If, however, the right hemisphere is not suppressed or ridiculed, as it often is, we will see that there is more than one kind of knowledge. There is also knowledge that comes from unknowing. It is different from the knowledge that we have to pursue, acquire and apply. There is also the non-dual knowledge that rises quietly in pure stillness. It comes precisely when we are not pursuing it, watching it or trying to quantify it.

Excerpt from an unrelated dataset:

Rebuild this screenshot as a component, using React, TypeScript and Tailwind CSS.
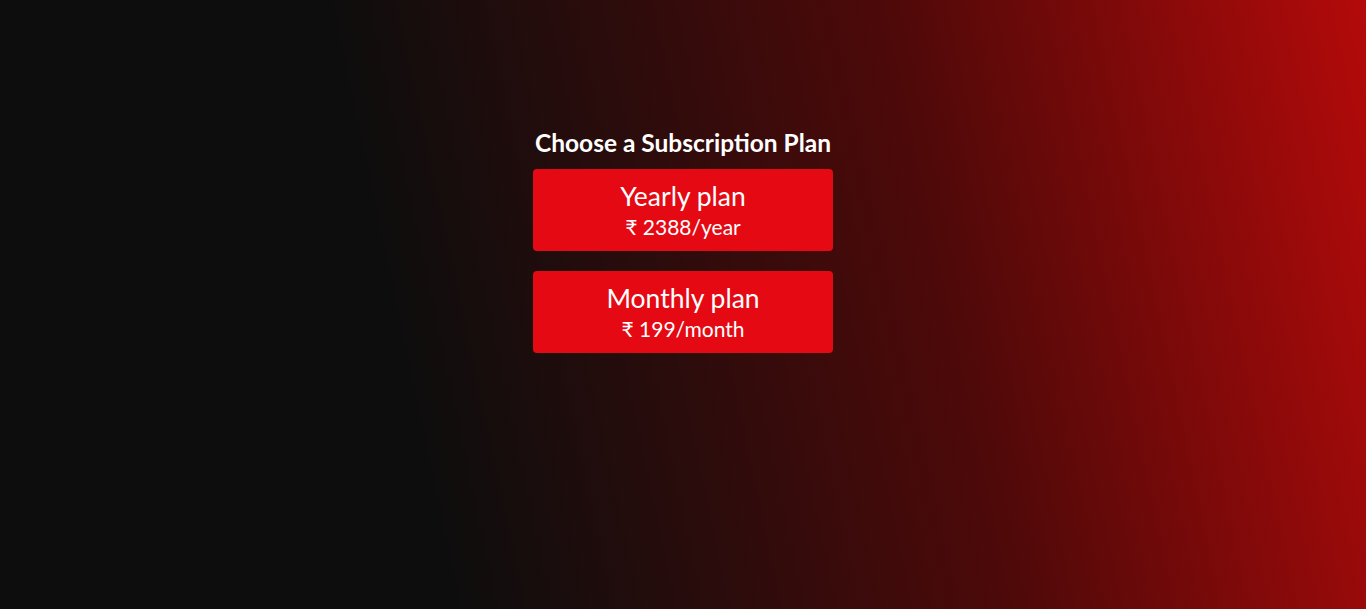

Coming to this stillness sounds easy. But it is not like taking a weekend at a spa or having down time for an evening with NetFlix. It is certainly important to learn how to relax, especially because we suffer so much today from the complications of stress. Relaxation is a good by-product of the work of stillness – for which the rich Greek word is hesychia. Rest, quiet and silence also describe it. But relaxation, even when necessary for health, is not the first goal of contemplative stillness.

The context of this verse is war, violence and conflict:  

He makes wars to cease to the end of the earth; He breaks the bow and cuts the spear in two; He burns the chariots with fire.

The stillness invoked here is the power that arrests and overcomes violence. It breaks the instruments of war and destroys the weapons of destruction. The contemplative, armed with the knowledge of God that comes from true, full stillness is mightier than the intoxicated forces of war. Peace is not an escape from conflict or a denial of it. It is the energy that reconciles those in conflict. It is a ‘peace that transcends all understanding’ (Philippians 4:7).

The knowledge of God is not merely our knowledge of God – always limited by our egocentricity – but primarily God’s knowledge of us. This is always whole and opens new beginnings for us when we have messed things up.